Remember also that we lose the identifications on observations of people who delete their accounts (or just some observations) - those lost ID’s should be remembered in our profiles.

The numbers in the links you give show:
IDs for verifiable observations → default Explore setting
IDs for RG observations → this is the number shown on observations
IDs for observations of any status (including not verifiable) → this is the number shown on the taxon pages

How is this different than what I wrote?

it’s a little more nuanced.

not really IDs. it’s verifiable observations of the target taxon not by the target user where the target user has identified any taxon. if you try to get a similar count on IDs, you’ll get a slightly different number (probably because of orphaned IDs on deleted observations).

current (not withdrawn) IDs by the target user for the target taxon on research grade observations of any taxon by any user.

current (not withdrawn) IDs by the target user for the target taxon for observations of any taxon by users other than the target user.

So does this mean that if someone consistently misidentifies species A as species B and is corrected by three others each time, they could still end up high on the leaderboard for species A? Ouch.

you would hope that if someone is intentionally misidentifying stuff, that that would be noticed at some point, and folks would try to correct that behavior before it gets too bad.

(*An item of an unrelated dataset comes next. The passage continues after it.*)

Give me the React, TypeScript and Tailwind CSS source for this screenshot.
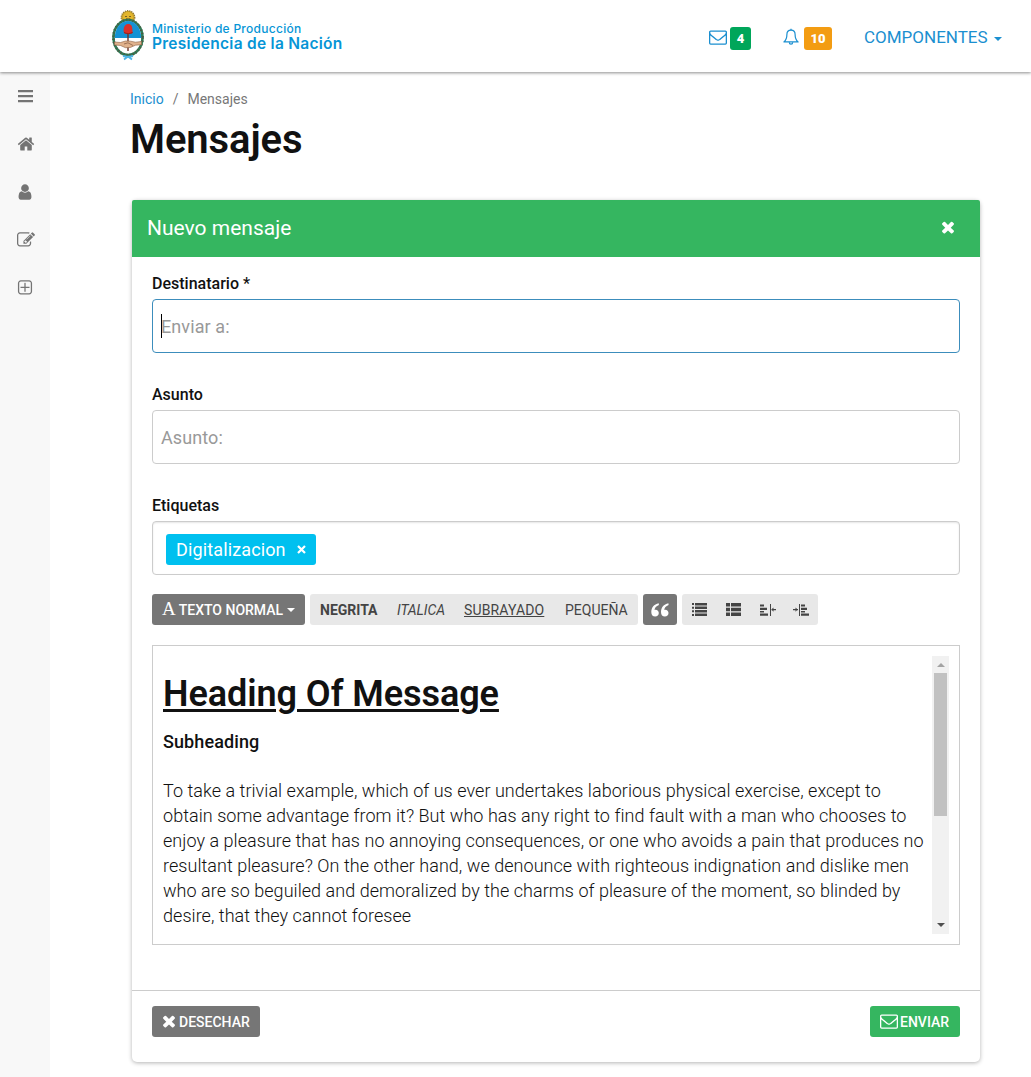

usually, any disconnect between appearing on the leaderboard in the first screen above and having a lot of specific expertise on any given taxon tends to be related to folks who make higher-level identifications. but i think the reason they’ve chosen to count that way on that screen is that it identifies folks were involved in the entire journey to the right identification.

theoretically, the second leaderboard usually should be best at identifying expertise at low ranks like species. the third screen should function similarly to the second leaderboard at species level, but at a higher level both those screens could highlight folks who specialize only in a single species, who have broader expertise across many species in a higher-level taxon, or who can identify at a higher level but not at a lower level.

as i noted, the way those leaderboards actually function is complicated.